Preprint: The PHA4GE SARS-CoV-2 Contextual Data Specification for Open Genomic Epidemiology
Emma J. Griffiths, Ruth E. Timme, Andrew J. Page, Nabil-Fareed Alikhan, Dan Fornika, Finlay Maguire, Catarina Inês Mendes, Simon H. Tausch, Allison Black, Thomas R. Connor, Gregory H. Tyson, David M. Aanensen, Brian Alcock, Josefina Campos, Alan Christoffels, Anders Gonçalves da Silva, Emma Hodcroft, William W.L. Hsiao, Lee S. Katz, Samuel M. Nicholls, Paul E. Oluniyi, Idowu B. Olawoye, Amogelang R. Raphenya, Ana Tereza R. Vasconcelos, Adam A. Witney, & Duncan R. MacCannell
The Public Health Alliance for Genomic Epidemiology (PHA4GE) (https://pha4ge.org) is a global coalition that is actively working to establish consensus standards, document and share best practices, improve the availability of critical bioinformatic tools and resources, and advocate for greater openness, interoperability, accessibility and reproducibility in public health microbial bioinformatics.
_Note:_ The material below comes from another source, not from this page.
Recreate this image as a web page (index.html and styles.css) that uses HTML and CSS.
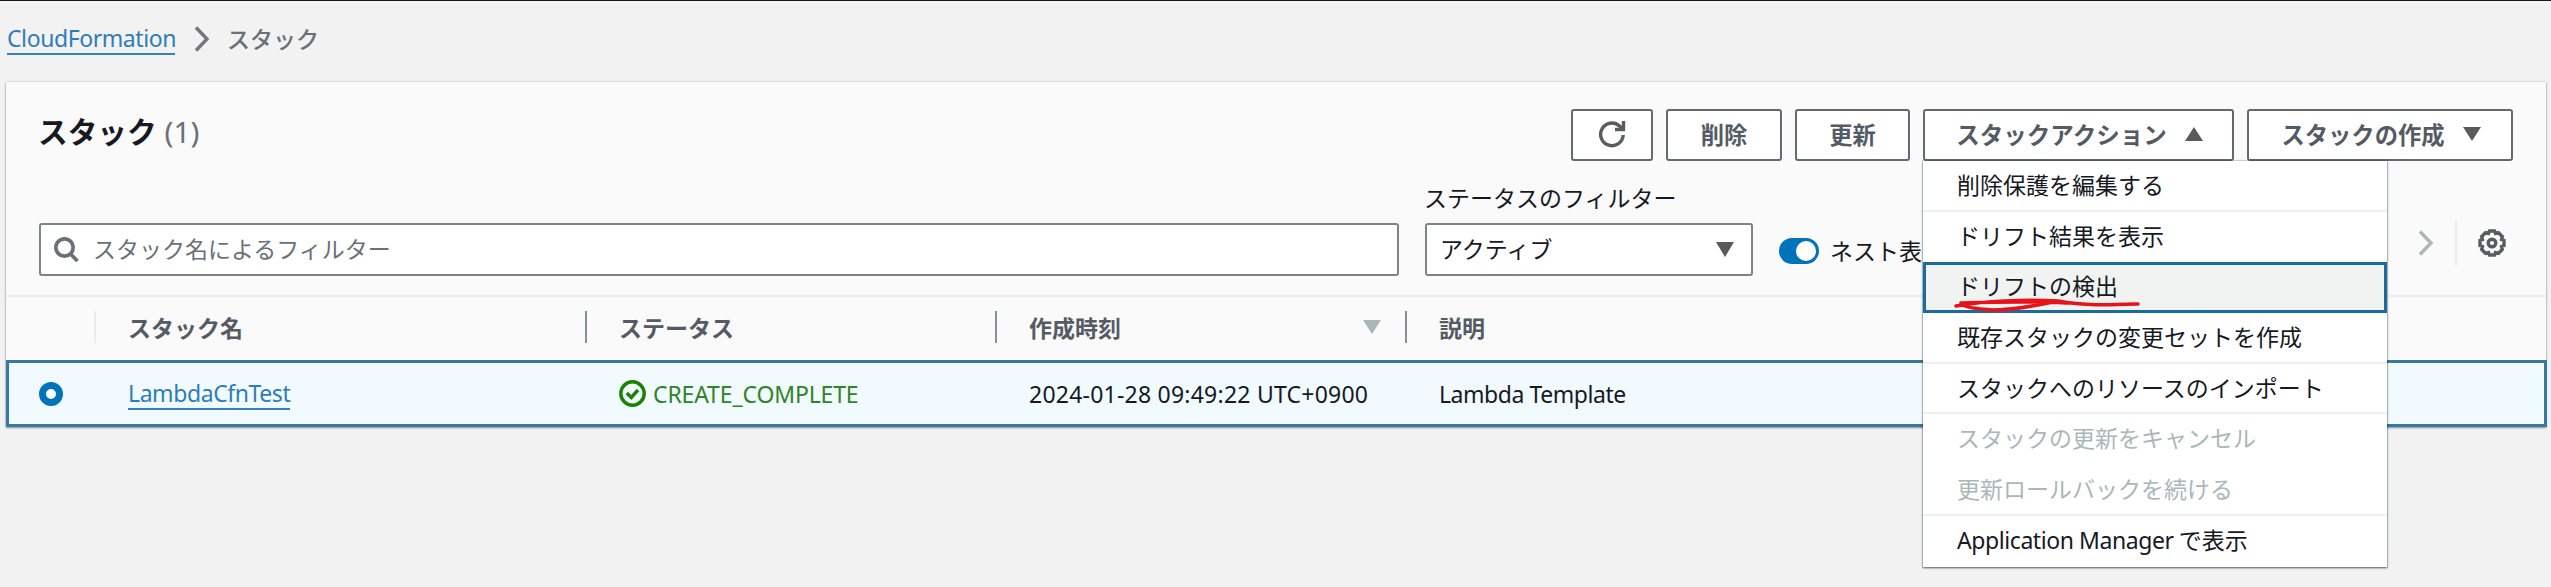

In the face of the current pandemic, PHA4GE has identified a clear and present need for a fit-for-purpose, open source SARS-CoV-2 contextual data standard. As such, we have developed an extension to the INSDC pathogen package, providing a SARS-CoV-2 contextual data specification based on harmonisable, publicly available, community standards. The specification is implementable via a collection template, as well as an array of protocols and tools to support the harmonisation and submission of sequence data and contextual information to public repositories. Well-structured, rich contextual data adds value, promotes reuse, and enables aggregation and integration of disparate data sets. Adoption of the proposed standard and practices will better enable interoperability between datasets and systems, improve the consistency and utility of generated data, and ultimately facilitate novel insights and discoveries in SARS-CoV-2 and COVID-19.